[2] He represented Edinburgh in parliament in 1648, and was commissioner for war within the sheriffdom of that city between 1643 and 1648, sat on a commission composed partly of lawyers and partly of laymen, to which the liquidation of the insolvent estates of the Earl of Stirling and Lord Alexander was referred in 1644; on a parliamentary committee of 18 appointed to consider of dangers threatening religion, the covenant, and the monarchy, and how to meet them; on another "close and secret" committee of six empowered to take steps rendered necessary by the presence of garrisons of "malignants and sectaries" in Berwick and Carlisle in March 1648; and on 11 May was appointed one of the "committee of estates" in which supreme power was vested during the adjournment of parliament.
From that date his history is a blank until we find him again a member of the commission for the plantation of kirks in 1661, and also one of the commissioners for raising the sum of £40,000 granted to the king in that year.

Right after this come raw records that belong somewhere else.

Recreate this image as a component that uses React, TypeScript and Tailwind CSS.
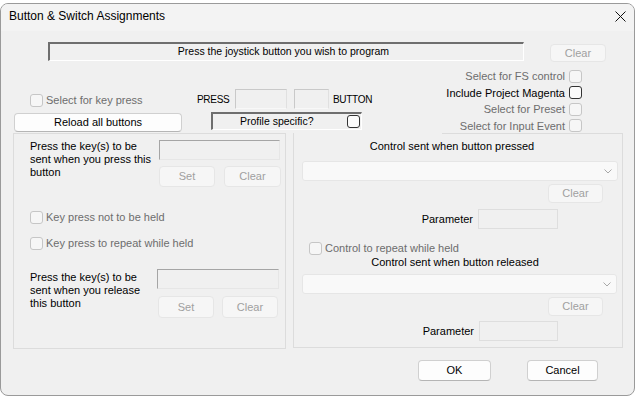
import React from "react";

type P = { className?: string; children?: React.ReactNode };

function Box({ enabled }: { enabled?: boolean }) {
  return (
    <span
      className={
        enabled
          ? "inline-block shrink-0 w-[13px] h-[13px] rounded-[3px] border border-[#333333] bg-[#fbfbfb]"
          : "inline-block shrink-0 w-[13px] h-[13px] rounded-[3px] border border-[#c6c6c6] bg-[#f6f6f6]"
      }
    />
  );
}

function DisBtn({ className, children }: P) {
  return (
    <div
      className={`flex items-center justify-center rounded-[4px] border border-[#e6e6e6] bg-[#f6f6f6] text-[11px] text-[#a0a0a0] shrink-0 ${className ?? ""}`}
    >
      {children}
    </div>
  );
}

function Btn({ className, children }: P) {
  return (
    <div
      className={`flex items-center justify-center rounded-[4px] border border-[#d0d0d0] border-b-[#b5b5b5] bg-[#fdfdfd] text-[11px] text-black shrink-0 ${className ?? ""}`}
    >
      {children}
    </div>
  );
}

function Edit({ className }: P) {
  return (
    <div
      className={`shrink-0 border border-t-[#a5a5a5] border-l-[#a5a5a5] border-b-[#e6e6e6] border-r-[#e6e6e6] bg-[#f0f0f0] ${className ?? ""}`}
    />
  );
}

function ParamEdit({ className }: P) {
  return <div className={`shrink-0 border border-[#dedede] bg-[#f0f0f0] ${className ?? ""}`} />;
}

function Combo({ className }: P) {
  return (
    <div
      className={`shrink-0 flex items-center justify-end pr-[5px] rounded-[3px] border border-[#e6e6e6] bg-[#f9f9f9] ${className ?? ""}`}
    >
      <svg width="8" height="5" viewBox="0 0 8 5">
        <path d="M0.5 0.5L4 4L7.5 0.5" fill="none" stroke="#a8a8a8" strokeWidth="1" />
      </svg>
    </div>
  );
}

function Check({ className, children, enabled }: P & { enabled?: boolean }) {
  return (
    <div
      className={`flex items-center gap-[3px] h-[13px] text-[11px] ${enabled ? "text-black" : "text-[#6d6d6d]"} ${className ?? ""}`}
    >
      <Box enabled={enabled} />
      <span className="whitespace-nowrap">{children}</span>
    </div>
  );
}

function RCheck({ children, enabled }: P & { enabled?: boolean }) {
  return (
    <div
      className={`flex items-center justify-end gap-[4px] h-[17px] text-[11px] ${enabled ? "text-black" : "text-[#6d6d6d]"}`}
    >
      <span className="whitespace-nowrap">{children}</span>
      <Box enabled={enabled} />
    </div>
  );
}

export default function App() {
  return (
    <div className="w-[637px] h-[398px] bg-white overflow-hidden font-['Liberation_Sans',Arial,sans-serif]">
      <div className="mt-[3px] w-[635px] h-[393px] border border-[#9a9a9a] rounded-[8px] bg-[#f0f0f0] flex flex-col overflow-hidden">
        {/* title bar */}
        <div className="h-[27px] shrink-0 bg-[#f3f3f3] flex items-center justify-between pl-[8px] pr-[8px] pb-[3px]">
          <span className="text-[12px] text-black whitespace-nowrap">Button &amp; Switch Assignments</span>
          <svg width="11" height="11" viewBox="0 0 11 11">
            <path d="M0.5 0.5L10.5 10.5M10.5 0.5L0.5 10.5" stroke="#111" strokeWidth="1" />
          </svg>
        </div>

        {/* row 1 */}
        <div className="flex items-start mt-[11px] shrink-0">
          <div className="ml-[47px] w-[476px] h-[19px] border-t-2 border-l-2 border-t-[#6e6e6e] border-l-[#6e6e6e] border-b border-r border-b-white border-r-white flex items-center justify-center text-[10.5px] text-black pr-[6px]">
            Press the joystick button you wish to program
          </div>
          <DisBtn className="ml-[26px] mt-[2px] w-[56px] h-[18px]">Clear</DisBtn>
        </div>

        {/* row 2 */}
        <div className="flex h-[71px] shrink-0">
          <div className="w-[183px] shrink-0 flex flex-col pt-[32px]">
            <Check className="ml-[29px]">Select for key press</Check>
            <Btn className="ml-[13px] mt-[6px] w-[168px] h-[19px]">Reload all buttons</Btn>
          </div>
          <div className="w-[200px] shrink-0 flex flex-col pt-[27px]">
            <div className="flex items-center h-[20px] text-[10px] text-black">
              <span className="ml-[13px] w-[38px] shrink-0 tracking-[-0.3px]">PRESS</span>
              <div className="w-[52px] h-[20px] shrink-0 border border-[#c9c9c9] border-b-[#f8f8f8] border-r-[#e0e0e0] bg-[#f0f0f0]" />
              <div className="ml-[7px] w-[35px] h-[20px] shrink-0 border border-[#c9c9c9] border-b-[#f8f8f8] border-r-[#e0e0e0] bg-[#f0f0f0]" />
              <span className="ml-[4px] shrink-0 whitespace-nowrap tracking-[-0.3px]">BUTTON</span>
            </div>
            <div className="ml-[27px] mt-[3px] w-[151px] h-[18px] flex items-center border-t-2 border-l-2 border-t-[#6e6e6e] border-l-[#6e6e6e] border-b border-r border-b-white border-r-white text-[10.5px] text-black">
              <span className="pl-[27px] whitespace-nowrap">Profile specific?</span>
              <span className="ml-auto mr-[1px] flex">
                <Box enabled />
              </span>
            </div>
          </div>
          <div className="flex-1 flex flex-col items-end pr-[52px] pt-[6px]">
            <RCheck>Select for FS control</RCheck>
            <RCheck enabled>Include Project Magenta</RCheck>
            <RCheck>Select for Preset</RCheck>
            <RCheck>Select for Input Event</RCheck>
          </div>
        </div>

        {/* row 3: group boxes */}
        <div className="flex h-[216px] shrink-0">
          {/* left group */}
          <div className="ml-[12px] w-[273px] h-[216px] shrink-0 border border-[#dcdcdc] flex flex-col">
            <div className="flex mt-[6px]">
              <div className="ml-[16px] w-[129px] text-[11px] leading-[13px] text-black">
                Press the key(s) to be
                <br />
                sent when you press this
                <br />
                button
              </div>
              <div className="flex flex-col">
                <Edit className="w-[121px] h-[20px]" />
                <div className="flex mt-[6px] gap-[9px]">
                  <DisBtn className="w-[56px] h-[21px]">Set</DisBtn>
                  <DisBtn className="w-[57px] h-[21px]">Clear</DisBtn>
                </div>
              </div>
            </div>
            <Check className="ml-[16px] mt-[24px]">Key press not to be held</Check>
            <Check className="ml-[16px] mt-[13px]">Key press to repeat while held</Check>
            <div className="flex mt-[19px]">
              <div className="ml-[16px] w-[127px] pt-[2px] text-[11px] leading-[13px] text-black">
                Press the key(s) to be
                <br />
                sent when you release
                <br />
                this button
              </div>
              <div className="flex flex-col">
                <Edit className="w-[122px] h-[20px]" />
                <div className="flex mt-[7px] ml-[1px] gap-[8px]">
                  <DisBtn className="w-[56px] h-[22px]">Set</DisBtn>
                  <DisBtn className="w-[56px] h-[22px]">Clear</DisBtn>
                </div>
              </div>
            </div>
          </div>

          {/* right group */}
          <div className="ml-[7px] w-[330px] h-[215px] shrink-0 border-l border-r border-b border-[#dcdcdc] flex flex-col">
            <div className="h-px ml-[148px] bg-[#dcdcdc] shrink-0" />
            <div className="mt-[5px] h-[14px] leading-[14px] text-center pr-[12px] text-[11px] text-black">
              Control sent when button pressed
            </div>
            <Combo className="mt-[8px] ml-[8px] w-[316px] h-[20px]" />
            <DisBtn className="mt-[3px] ml-[254px] w-[55px] h-[19px]">Clear</DisBtn>
            <div className="mt-[6px] flex items-center h-[20px]">
              <span className="w-[179px] text-right text-[11px] text-black">Parameter</span>
              <ParamEdit className="ml-[5px] w-[80px] h-[20px]" />
            </div>
            <Check className="ml-[15px] mt-[13px]">Control to repeat while held</Check>
            <div className="h-[14px] leading-[14px] text-center pr-[6px] text-[11px] text-black">
              Control sent when button released
            </div>
            <Combo className="mt-[5px] ml-[8px] w-[315px] h-[20px]" />
            <DisBtn className="mt-[3px] ml-[254px] w-[55px] h-[19px]">Clear</DisBtn>
            <div className="mt-[5px] flex items-center h-[20px]">
              <span className="w-[180px] text-right text-[11px] text-black">Parameter</span>
              <ParamEdit className="ml-[5px] w-[79px] h-[20px]" />
            </div>
          </div>
        </div>

        {/* bottom buttons */}
        <div className="flex mt-[11px] shrink-0">
          <Btn className="ml-[417px] w-[73px] h-[21px]">OK</Btn>
          <Btn className="ml-[36px] w-[71px] h-[21px]">Cancel</Btn>
        </div>
      </div>
    </div>
  );
}
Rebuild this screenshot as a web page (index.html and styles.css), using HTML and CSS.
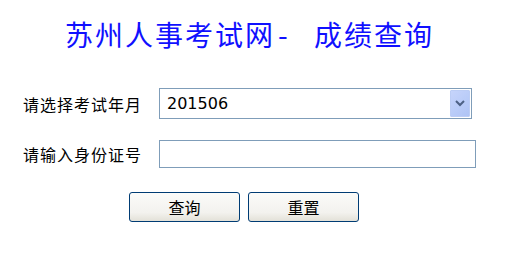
FILE: index.html
```html
<!DOCTYPE html>
<html lang="zh-CN">
<head>
<meta charset="utf-8">
<title>苏州人事考试网- 成绩查询</title>
<link rel="stylesheet" href="styles.css">
</head>
<body>
<div class="page">
  <h1 class="title">苏州人事考试网<span class="dash">-</span> 成绩查询</h1>
  <div class="form">
    <label class="label">请选择考试年月</label>
    <div class="select">
      <span class="select-value">201506</span>
      <span class="select-btn">
        <svg width="10" height="7" viewBox="0 0 10 7"><path d="M1 1 L5 5 L9 1" fill="none" stroke="#4d6185" stroke-width="2"/></svg>
      </span>
    </div>
    <label class="label">请输入身份证号</label>
    <input class="text-input" type="text">
  </div>
  <div class="actions">
    <button class="btn" type="button">查询</button>
    <button class="btn" type="button">重置</button>
  </div>
</div>
</body>
</html>
```
FILE: styles.css
```css
html, body {
  margin: 0;
  padding: 0;
  background: #ffffff;
}
body {
  font-family: "Noto Sans CJK SC", "DejaVu Sans", sans-serif;
  color: #000;
}
.page {
  width: 518px;
  height: 264px;
}
.title {
  margin: 0;
  padding: 16px 0 0 65px;
  height: 38px;
  line-height: 36px;
  font-size: 28px;
  font-weight: normal;
  letter-spacing: 2px;
  word-spacing: 14px;
  color: #1010ff;
  white-space: pre;
}
.dash {
  margin-left: 3px;
  margin-right: 2px;
}
.form {
  margin-top: 34px;
  padding-left: 23px;
  display: grid;
  grid-template-columns: 136px auto;
  row-gap: 21px;
  align-items: center;
}
.label {
  font-size: 16px;
  letter-spacing: 1px;
  line-height: 20px;
}
.select {
  box-sizing: border-box;
  width: 313px;
  height: 31px;
  border: 1px solid #7f9db9;
  padding: 1px 1px 1px 7px;
  display: flex;
  align-items: center;
  justify-content: space-between;
}
.select-value {
  font-family: "DejaVu Sans", sans-serif;
  font-size: 16px;
}
.select-btn {
  box-sizing: border-box;
  width: 20px;
  height: 27px;
  border-radius: 1px;
  background: linear-gradient(135deg, #c6d4fb 0%, #b8cbf8 60%, #aec3f5 100%);
  border: 1px solid #bccdf5;
  display: flex;
  align-items: center;
  justify-content: center;
}
.text-input {
  box-sizing: border-box;
  width: 317px;
  height: 28px;
  margin: 0;
  border: 1px solid #7f9db9;
  padding: 0 4px;
  outline: none;
}
.actions {
  margin-top: 24px;
  padding-left: 129px;
  display: flex;
  gap: 8px;
}
.btn {
  box-sizing: border-box;
  width: 111px;
  height: 30px;
  margin: 0;
  padding: 0;
  border: 1px solid #003c74;
  border-radius: 3px;
  background: linear-gradient(180deg, #fbfbf9 0%, #f3f2ee 70%, #e3e1d8 100%);
  font-family: "Noto Sans CJK SC", sans-serif;
  font-size: 16px;
  color: #000;
  line-height: 20px;
}
```
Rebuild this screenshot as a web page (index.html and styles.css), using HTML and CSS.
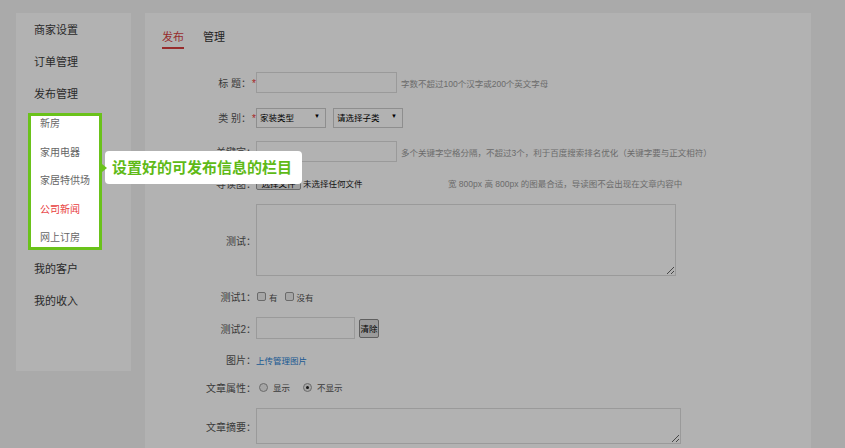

[2] In 1663 a statute was passed requiring all public officials to subscribe a declaration, affirming the duty of passive obedience, and renouncing the solemn league and covenant.
Though the time for signature was extended in his case until 8 January 1664, and then for a further period of 18 months, and though he was frequently pressed to reconsider the matter, Dundas steadily refused to sign unless he were permitted to qualify the clause in the declaration abjuring the covenant by the words, "in so far as it led to deeds of actual rebellion".
The compromise was not accepted, but it was notified to him that if he would sign the declaration as it stood the king would permit him to make reservation in private audience.